Growing Role for Mobile eSports

CTA’s report cites mobile platforms as “an important area of expansion for core gaming IP thanks to titles like Fortnite, PUBG Mobile, Free Fire, and Call of Duty Mobile.”

“The growth potential for eSports on mobile is enormous, which is very hard for sponsors and investors to ignore,” the study explains. “The rise of mobile platforms like Skillz and games like Among Us has highlighted the importance of serving a ‘social’ or light gamer.”

Digging into the Data

CTA’s white paper is filled with data points showing the foundations of eSports usage, such as:

6.3 billion hours of eSports watched on Twitch in Q1 2021 compared to 3.1 billion a year earlier.

12.5 million unique channels of streaming content on Twitch: more than double the year-earlier level

Average concurrent viewership also doubled from the previous year. At the end of March 2021, Twitch saw its viewership more than double from a year earlier and has achieved a significant increase in market share in the U.S.

Building Broadcast and Advertising Connections

Although U.S. broadcast and cable programmers initially shied away from carrying eSports content (for example, ESPN closed its eSports operation last year), pandemic-fueled interest has generated rethinking. For example: media giant E.W.Scripps Co. invested $10 million a few months ago (part of a $35 million investment round) in Misfits Gaming Group, a global eSports operator. The deal gives Scripps an opportunity to distribute MGG’s content through its linear and over-the-top television platforms.

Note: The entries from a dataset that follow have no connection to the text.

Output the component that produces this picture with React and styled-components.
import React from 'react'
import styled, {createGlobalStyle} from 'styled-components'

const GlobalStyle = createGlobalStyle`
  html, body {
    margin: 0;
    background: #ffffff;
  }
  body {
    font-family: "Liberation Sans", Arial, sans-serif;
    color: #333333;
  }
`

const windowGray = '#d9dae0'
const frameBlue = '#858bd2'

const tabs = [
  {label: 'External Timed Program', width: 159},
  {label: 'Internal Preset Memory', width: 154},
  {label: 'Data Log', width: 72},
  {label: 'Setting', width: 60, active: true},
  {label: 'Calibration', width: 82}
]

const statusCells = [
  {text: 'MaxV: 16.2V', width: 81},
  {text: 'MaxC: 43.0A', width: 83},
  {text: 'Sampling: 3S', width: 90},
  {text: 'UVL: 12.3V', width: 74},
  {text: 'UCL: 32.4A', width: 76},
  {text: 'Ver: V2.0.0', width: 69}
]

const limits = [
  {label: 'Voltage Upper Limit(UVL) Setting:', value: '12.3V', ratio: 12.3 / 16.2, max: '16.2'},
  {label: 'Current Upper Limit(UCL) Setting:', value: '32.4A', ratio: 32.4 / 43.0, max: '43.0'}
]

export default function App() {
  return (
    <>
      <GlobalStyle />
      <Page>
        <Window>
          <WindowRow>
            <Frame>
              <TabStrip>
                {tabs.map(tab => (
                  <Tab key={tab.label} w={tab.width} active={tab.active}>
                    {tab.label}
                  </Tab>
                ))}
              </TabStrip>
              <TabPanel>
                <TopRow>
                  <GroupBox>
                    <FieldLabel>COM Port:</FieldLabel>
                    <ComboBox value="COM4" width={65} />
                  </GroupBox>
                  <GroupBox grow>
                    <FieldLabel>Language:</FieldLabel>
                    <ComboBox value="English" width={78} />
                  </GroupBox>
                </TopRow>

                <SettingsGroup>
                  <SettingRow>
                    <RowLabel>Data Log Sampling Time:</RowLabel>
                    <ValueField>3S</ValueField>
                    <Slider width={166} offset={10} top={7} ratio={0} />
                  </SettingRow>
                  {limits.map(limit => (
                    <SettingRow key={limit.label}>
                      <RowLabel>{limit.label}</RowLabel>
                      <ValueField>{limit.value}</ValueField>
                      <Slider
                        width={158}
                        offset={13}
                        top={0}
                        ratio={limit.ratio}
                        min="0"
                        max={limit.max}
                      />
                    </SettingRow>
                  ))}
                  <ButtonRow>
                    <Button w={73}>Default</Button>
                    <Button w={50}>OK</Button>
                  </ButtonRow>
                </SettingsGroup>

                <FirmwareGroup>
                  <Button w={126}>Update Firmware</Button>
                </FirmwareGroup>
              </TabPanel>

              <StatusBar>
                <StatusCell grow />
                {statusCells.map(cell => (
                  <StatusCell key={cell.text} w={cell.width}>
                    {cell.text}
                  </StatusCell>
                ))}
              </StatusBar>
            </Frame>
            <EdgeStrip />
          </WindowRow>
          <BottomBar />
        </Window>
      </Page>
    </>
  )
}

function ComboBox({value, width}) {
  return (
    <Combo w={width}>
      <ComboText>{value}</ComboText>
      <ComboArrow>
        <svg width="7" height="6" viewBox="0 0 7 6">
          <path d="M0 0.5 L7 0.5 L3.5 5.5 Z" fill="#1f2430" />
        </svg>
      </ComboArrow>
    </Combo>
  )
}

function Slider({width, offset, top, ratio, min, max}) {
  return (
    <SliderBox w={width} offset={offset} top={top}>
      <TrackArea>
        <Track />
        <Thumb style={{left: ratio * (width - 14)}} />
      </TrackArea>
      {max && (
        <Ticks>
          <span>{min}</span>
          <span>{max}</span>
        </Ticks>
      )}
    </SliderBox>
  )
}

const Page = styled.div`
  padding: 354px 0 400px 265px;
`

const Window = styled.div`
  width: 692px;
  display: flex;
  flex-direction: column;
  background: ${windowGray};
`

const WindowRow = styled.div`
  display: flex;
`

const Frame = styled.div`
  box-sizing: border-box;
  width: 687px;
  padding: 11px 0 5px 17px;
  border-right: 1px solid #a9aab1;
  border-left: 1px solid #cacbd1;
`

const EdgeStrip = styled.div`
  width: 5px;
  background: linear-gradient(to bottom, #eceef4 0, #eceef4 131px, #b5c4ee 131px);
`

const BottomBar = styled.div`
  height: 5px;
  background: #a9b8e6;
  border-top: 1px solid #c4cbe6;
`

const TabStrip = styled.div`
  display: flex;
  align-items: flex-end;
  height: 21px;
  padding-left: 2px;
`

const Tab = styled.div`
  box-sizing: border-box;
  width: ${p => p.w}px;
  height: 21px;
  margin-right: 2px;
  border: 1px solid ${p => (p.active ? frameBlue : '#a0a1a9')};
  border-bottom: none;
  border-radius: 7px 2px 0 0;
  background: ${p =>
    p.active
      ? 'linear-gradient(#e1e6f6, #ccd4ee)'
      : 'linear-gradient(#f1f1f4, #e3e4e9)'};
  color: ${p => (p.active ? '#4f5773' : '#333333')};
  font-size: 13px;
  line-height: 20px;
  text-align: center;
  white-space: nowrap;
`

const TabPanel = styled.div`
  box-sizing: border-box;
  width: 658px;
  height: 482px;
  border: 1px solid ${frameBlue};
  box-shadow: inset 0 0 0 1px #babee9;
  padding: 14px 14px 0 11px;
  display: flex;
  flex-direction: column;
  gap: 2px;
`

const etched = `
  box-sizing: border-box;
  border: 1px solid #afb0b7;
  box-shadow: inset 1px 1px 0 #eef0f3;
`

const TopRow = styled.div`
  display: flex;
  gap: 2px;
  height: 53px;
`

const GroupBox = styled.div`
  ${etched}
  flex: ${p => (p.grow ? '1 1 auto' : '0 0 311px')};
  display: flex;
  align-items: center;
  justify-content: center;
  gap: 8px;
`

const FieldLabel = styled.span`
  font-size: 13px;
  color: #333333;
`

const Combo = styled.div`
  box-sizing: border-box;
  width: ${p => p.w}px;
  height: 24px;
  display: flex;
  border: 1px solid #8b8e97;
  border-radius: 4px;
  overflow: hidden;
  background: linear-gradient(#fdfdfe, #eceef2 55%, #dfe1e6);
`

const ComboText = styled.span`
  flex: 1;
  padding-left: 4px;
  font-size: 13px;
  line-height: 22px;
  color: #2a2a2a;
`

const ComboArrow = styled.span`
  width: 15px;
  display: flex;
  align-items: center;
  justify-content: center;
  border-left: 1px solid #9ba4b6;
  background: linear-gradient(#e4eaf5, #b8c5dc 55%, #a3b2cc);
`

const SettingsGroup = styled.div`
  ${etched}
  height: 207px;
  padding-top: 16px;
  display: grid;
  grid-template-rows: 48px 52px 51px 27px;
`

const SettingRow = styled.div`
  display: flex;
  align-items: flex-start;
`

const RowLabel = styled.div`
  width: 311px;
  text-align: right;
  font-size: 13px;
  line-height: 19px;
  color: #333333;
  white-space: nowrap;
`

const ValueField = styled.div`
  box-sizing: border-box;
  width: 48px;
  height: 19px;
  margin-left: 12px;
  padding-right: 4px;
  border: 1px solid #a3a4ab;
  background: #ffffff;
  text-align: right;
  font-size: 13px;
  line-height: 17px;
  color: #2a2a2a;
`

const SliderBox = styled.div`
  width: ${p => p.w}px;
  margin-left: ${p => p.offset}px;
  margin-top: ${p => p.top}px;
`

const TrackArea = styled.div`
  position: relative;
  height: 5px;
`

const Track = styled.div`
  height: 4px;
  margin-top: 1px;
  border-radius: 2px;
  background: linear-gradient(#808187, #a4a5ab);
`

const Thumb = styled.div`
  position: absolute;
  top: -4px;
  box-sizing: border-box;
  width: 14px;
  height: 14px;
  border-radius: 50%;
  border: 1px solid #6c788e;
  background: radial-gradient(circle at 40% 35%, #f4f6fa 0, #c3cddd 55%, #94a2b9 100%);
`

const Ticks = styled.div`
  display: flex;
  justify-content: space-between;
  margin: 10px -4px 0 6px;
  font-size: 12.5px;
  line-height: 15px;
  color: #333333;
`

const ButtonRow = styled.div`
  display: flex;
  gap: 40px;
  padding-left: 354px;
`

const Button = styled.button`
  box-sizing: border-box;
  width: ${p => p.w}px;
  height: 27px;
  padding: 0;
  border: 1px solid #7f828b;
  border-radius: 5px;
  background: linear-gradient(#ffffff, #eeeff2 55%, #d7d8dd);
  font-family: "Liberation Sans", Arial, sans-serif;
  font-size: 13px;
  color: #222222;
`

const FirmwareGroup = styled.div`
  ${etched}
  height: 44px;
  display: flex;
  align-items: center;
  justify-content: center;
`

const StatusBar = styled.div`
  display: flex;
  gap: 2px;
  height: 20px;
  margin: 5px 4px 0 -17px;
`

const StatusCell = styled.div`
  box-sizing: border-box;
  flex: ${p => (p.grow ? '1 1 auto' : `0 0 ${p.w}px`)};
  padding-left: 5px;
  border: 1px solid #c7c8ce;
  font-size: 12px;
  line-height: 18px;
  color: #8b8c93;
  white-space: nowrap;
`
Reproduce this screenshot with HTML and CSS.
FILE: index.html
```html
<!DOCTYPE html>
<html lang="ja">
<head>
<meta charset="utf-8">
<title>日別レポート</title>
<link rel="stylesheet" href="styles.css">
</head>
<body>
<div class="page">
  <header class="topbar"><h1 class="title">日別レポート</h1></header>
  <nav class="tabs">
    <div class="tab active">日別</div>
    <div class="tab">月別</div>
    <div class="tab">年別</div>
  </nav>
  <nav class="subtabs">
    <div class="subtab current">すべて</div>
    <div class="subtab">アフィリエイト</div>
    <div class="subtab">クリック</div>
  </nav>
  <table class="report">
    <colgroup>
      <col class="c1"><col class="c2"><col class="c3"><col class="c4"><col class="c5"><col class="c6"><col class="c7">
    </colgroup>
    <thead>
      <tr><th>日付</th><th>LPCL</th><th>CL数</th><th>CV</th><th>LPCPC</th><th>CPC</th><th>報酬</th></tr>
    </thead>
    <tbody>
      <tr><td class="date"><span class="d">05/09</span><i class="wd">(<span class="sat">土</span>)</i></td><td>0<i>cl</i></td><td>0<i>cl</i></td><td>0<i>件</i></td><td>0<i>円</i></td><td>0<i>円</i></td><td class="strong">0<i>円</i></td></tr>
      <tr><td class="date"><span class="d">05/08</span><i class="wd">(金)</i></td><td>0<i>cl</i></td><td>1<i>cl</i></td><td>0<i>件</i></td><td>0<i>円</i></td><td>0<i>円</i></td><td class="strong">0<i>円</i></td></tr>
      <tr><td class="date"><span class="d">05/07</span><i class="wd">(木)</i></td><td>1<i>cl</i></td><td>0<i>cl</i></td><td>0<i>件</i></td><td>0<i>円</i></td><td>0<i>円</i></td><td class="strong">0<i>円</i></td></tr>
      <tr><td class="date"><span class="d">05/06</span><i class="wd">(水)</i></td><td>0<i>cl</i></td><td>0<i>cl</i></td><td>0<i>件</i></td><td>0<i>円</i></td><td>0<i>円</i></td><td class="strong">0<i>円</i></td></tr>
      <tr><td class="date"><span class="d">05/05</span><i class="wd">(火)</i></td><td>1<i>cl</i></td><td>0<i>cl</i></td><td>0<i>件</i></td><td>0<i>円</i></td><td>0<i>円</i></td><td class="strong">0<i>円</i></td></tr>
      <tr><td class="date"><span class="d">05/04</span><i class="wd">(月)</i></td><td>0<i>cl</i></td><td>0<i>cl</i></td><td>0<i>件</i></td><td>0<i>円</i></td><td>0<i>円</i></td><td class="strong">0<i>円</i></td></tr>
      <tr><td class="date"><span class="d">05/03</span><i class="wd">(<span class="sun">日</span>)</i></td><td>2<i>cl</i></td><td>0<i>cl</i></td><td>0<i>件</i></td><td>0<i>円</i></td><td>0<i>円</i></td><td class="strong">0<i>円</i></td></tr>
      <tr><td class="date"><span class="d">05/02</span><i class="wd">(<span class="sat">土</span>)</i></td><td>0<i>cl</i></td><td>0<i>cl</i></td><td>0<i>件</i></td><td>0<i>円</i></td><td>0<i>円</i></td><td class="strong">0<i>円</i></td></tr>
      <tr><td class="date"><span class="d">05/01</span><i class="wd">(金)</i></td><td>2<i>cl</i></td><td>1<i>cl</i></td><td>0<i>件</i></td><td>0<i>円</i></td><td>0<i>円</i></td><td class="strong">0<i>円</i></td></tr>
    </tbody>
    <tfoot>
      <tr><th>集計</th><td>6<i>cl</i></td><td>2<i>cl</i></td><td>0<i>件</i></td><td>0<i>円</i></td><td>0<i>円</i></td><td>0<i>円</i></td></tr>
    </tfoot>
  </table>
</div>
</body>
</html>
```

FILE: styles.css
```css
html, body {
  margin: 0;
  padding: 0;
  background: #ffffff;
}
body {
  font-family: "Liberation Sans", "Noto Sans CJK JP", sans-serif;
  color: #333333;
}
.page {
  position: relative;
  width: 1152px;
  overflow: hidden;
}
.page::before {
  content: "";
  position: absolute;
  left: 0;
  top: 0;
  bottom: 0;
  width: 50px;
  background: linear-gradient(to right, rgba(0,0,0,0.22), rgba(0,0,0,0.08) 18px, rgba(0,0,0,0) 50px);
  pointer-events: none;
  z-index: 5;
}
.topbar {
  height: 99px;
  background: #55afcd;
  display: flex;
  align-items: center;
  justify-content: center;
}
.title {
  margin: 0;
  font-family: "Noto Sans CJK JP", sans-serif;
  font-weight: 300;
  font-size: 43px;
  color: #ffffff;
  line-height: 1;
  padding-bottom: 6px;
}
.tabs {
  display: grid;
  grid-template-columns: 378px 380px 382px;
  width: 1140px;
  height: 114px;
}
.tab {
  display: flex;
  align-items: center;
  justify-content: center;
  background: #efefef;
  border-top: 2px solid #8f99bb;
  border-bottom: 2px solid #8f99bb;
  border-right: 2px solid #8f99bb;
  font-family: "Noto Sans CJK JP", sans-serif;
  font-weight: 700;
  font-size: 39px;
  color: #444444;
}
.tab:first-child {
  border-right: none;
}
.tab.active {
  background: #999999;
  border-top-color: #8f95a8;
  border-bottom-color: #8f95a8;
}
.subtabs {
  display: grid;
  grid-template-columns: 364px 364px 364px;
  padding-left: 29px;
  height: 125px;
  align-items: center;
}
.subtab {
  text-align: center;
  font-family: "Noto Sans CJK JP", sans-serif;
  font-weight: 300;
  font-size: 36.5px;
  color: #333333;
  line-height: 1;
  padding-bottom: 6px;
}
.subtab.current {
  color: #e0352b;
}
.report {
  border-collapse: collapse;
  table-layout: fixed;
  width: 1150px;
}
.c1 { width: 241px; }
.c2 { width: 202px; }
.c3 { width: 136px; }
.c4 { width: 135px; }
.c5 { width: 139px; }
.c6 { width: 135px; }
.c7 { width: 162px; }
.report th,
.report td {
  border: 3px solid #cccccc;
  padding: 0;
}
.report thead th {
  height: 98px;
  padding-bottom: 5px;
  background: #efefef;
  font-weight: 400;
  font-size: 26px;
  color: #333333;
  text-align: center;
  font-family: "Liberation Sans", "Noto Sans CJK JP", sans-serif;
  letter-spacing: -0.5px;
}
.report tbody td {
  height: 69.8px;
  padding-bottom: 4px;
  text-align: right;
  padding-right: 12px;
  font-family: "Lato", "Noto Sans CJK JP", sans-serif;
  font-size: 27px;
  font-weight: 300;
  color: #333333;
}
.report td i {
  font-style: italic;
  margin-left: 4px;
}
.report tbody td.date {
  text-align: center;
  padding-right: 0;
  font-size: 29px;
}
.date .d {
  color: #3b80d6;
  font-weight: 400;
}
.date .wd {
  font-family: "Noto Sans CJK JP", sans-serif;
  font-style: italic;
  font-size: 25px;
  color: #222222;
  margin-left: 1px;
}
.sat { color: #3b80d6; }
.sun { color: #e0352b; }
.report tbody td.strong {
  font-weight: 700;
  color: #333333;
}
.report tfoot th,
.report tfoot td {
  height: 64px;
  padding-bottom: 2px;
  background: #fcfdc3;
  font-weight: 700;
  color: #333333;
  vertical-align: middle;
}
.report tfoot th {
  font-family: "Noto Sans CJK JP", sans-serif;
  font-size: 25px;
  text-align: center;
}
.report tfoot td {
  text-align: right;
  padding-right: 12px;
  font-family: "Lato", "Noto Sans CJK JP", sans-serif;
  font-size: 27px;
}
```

BBC has expanded its eSports coverage, such as airing the final three CS:GO tournaments of 2020 for tournament organizer BLAST on its iPlayer, representing about 120 hours of content.

Marketers have been watching the eSports evolution — attracted by the appealing gender and age demographics of the eSports audience and its tech proclivity. Among the advertisers already involved in eSports support are IBM, Levi’s, Qualcomm, TicTok, Toyota/Lexus and Verizon.

Connections to Traditional Sports and Media

eSports offers new ways for traditional leagues and teams to satisfy sponsor commitments while also potentially tapping into new audiences, according to various analyses, which found growing interest by traditional sports fans in eSports. For example, 48% of Major League Soccer followers are also eSports viewers, according to a 2021 study by New Media Measure. For National Basketball Association fans, the overlap is 29% and for the National Football League, it’s 21%.

In June 2021, the NFL’s Baltimore Ravens announced its own Ravens Gaming League as part of a multi-year deal with Electronic Entertainment Group, a leading eSports tournament organizer. The initiative kicked off with a Fortnite tournament, followed by a Madden NFL tournament later in the summer.

esports graph

Challenges Remain

However, the industry faces a slew of technical, financial and operational challenges during this growth spurt. For example, an Intertrust report chronicled the security challenges arising in eSports, including content theft and hacking that disrupts business via piracy.

There will also be questions about how the star players are compensated. Top-earning eSports players are more influencers than elite athletes, as Forbes described recently. The elite are earning millions of dollars annually by leveraging their massive online followings into endorsements, fees and sponsorships.

Nonetheless, for eSports, the future is aggressively, “Game On."